またもやタイトルでネタバレだが、宇宙飛行士たちは火星に行くことを決断する。これらが実に軽やかに語られており、めちゃくちゃに楽しい。宇宙飛行士たちが夫婦二組というのも、より話を面白くしてる。ラストの殴り合いに爆笑。

ゆりかごから墓場まで

ヴァーリイの八世界に出てくる共生体のプロトタイプのような、植物プランクトンを使用した閉鎖系スーツのお話。日光さえあれば、酸素も水も食料も補給不要! という夢のスーツ。
第1部 タイ、第2部 日本、第3部 火星という構成。日本編は、全財産つぎこんでスーツを買い、アメリカ縦断旅行に出かけた男の話だが、スタートしてまもなく強盗に身ぐるみ剥がされて、爆笑すると同時に悲しくてしかたなくなった。
火星編では、インドが人権無視して、このスーツ着た集団を火星に飛ばす超ローコスト移住を実施するお話で、これまた人の命が軽すぎて笑ってしまった。
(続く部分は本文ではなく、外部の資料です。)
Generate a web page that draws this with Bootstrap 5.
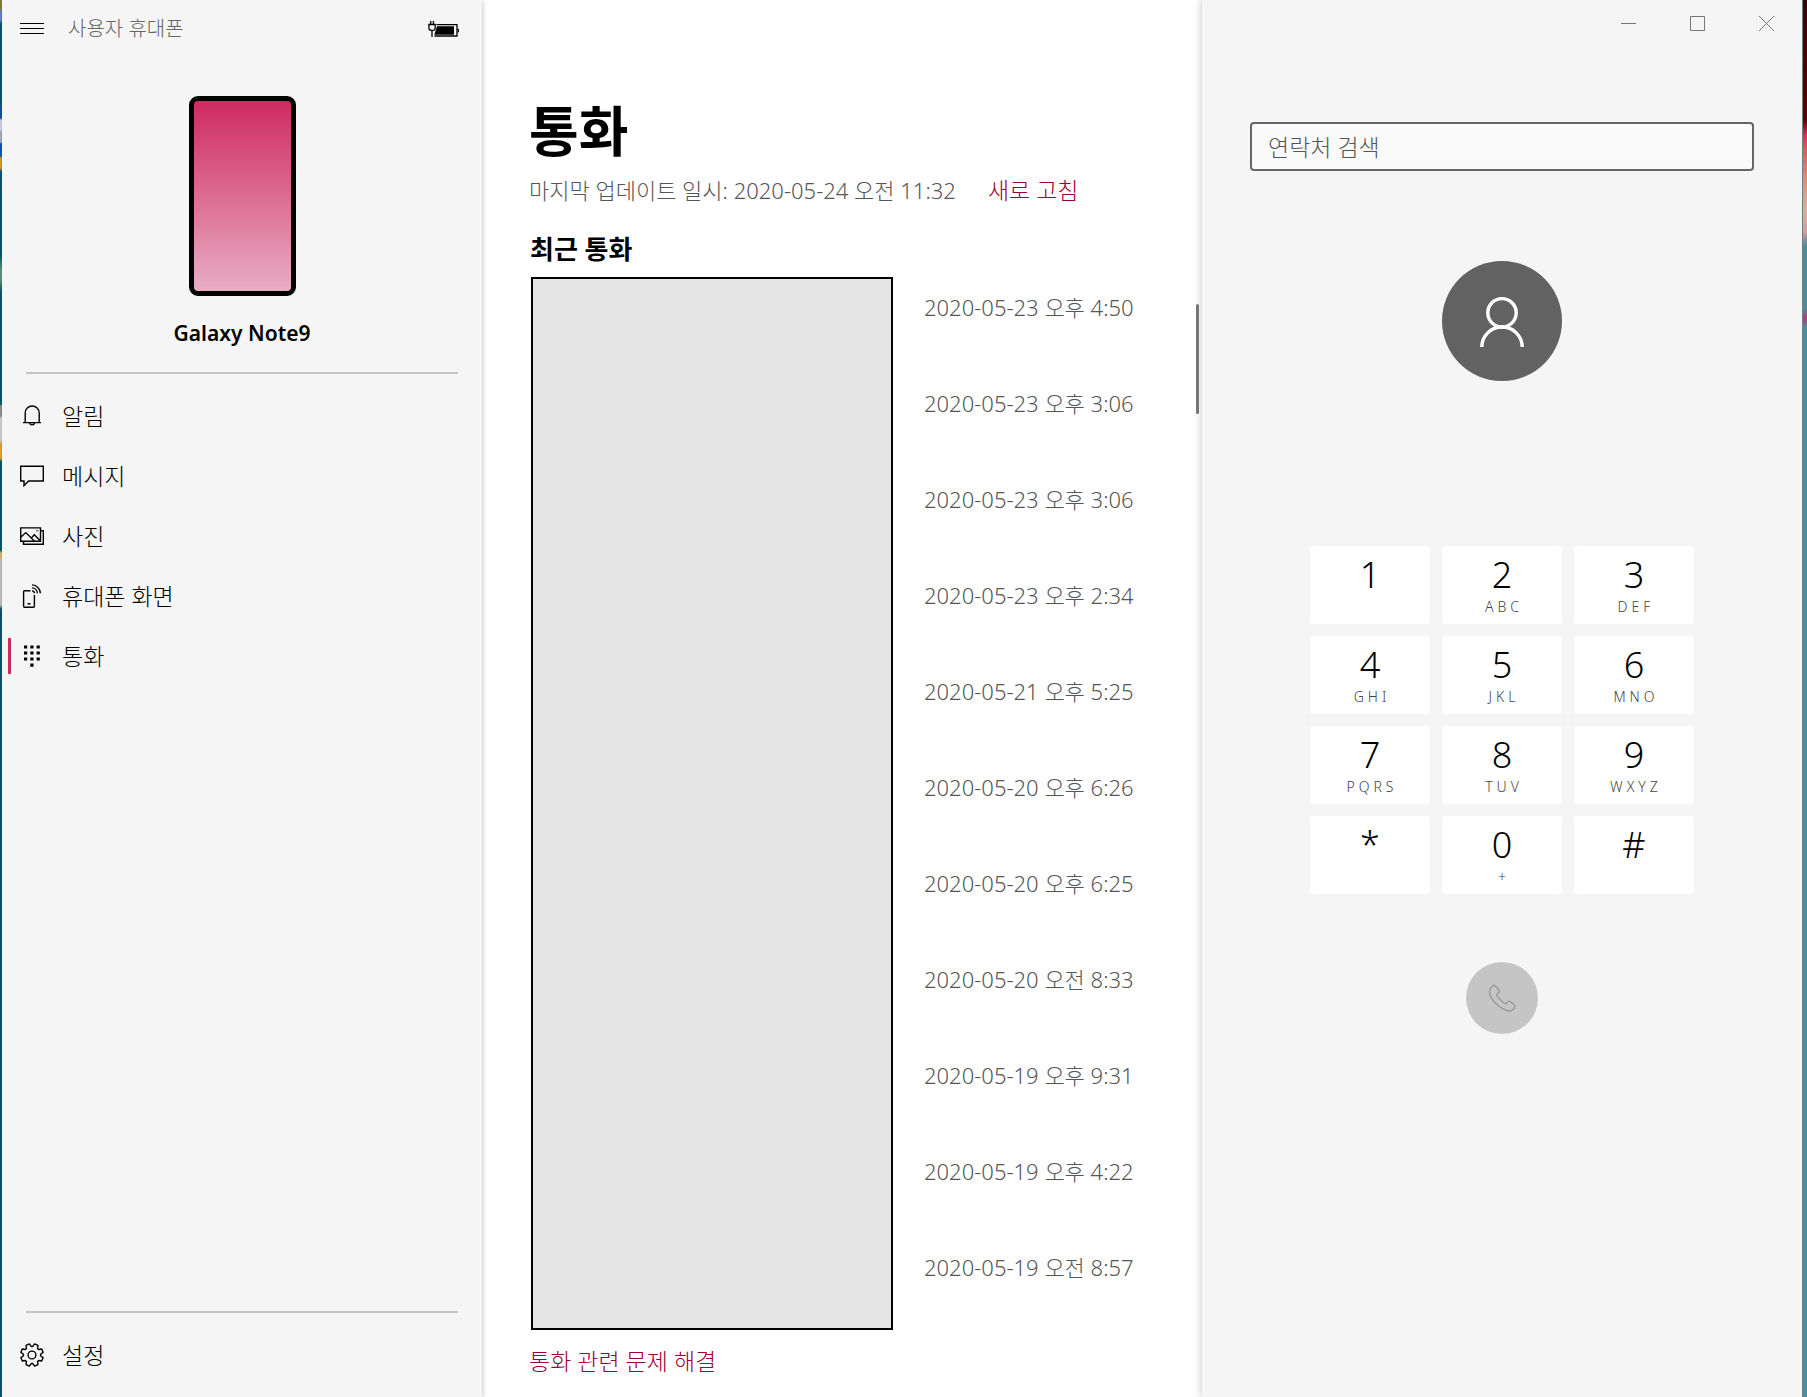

そこでの事故が本編だが、これも明るく楽しく読める。

大風呂敷と蜘蛛の糸

ロケットコンテストが発端の学生宇宙プロジェクト。気球と凧で中間圏を目指す!
10kmしか飛べないロケットで、いかに宇宙(100km)に到達するか、主人公がどんどんアイデアを出してゆく様が面白い。ポンポンとアイデアが湧きだすが、アイデアだけでなく実現可否を判断できる教養もすばらしい。無学だとそこで詰んでしまうので、主人公の利発さが羨ましい。
実現したプロジェクトの様子が本編だが、絵面を想像するとかなり怖い。高度40kmに浮かんだ気球までゴンドラで上がり、そこから巨大な凧に引っ張られ高度80kmまで上がる。高所恐怖症じゃなくても足がすくむ。ラストには落雷までくらって凧は破けるし無線機も壊れる。ドキドキハラハラの傑作なので、ぜひ映像化して欲しい。でも、落下途中で本編終了しちゃうのはどうなのかなぁ…。冗長でも無事パラシュートで帰還してほしかったな。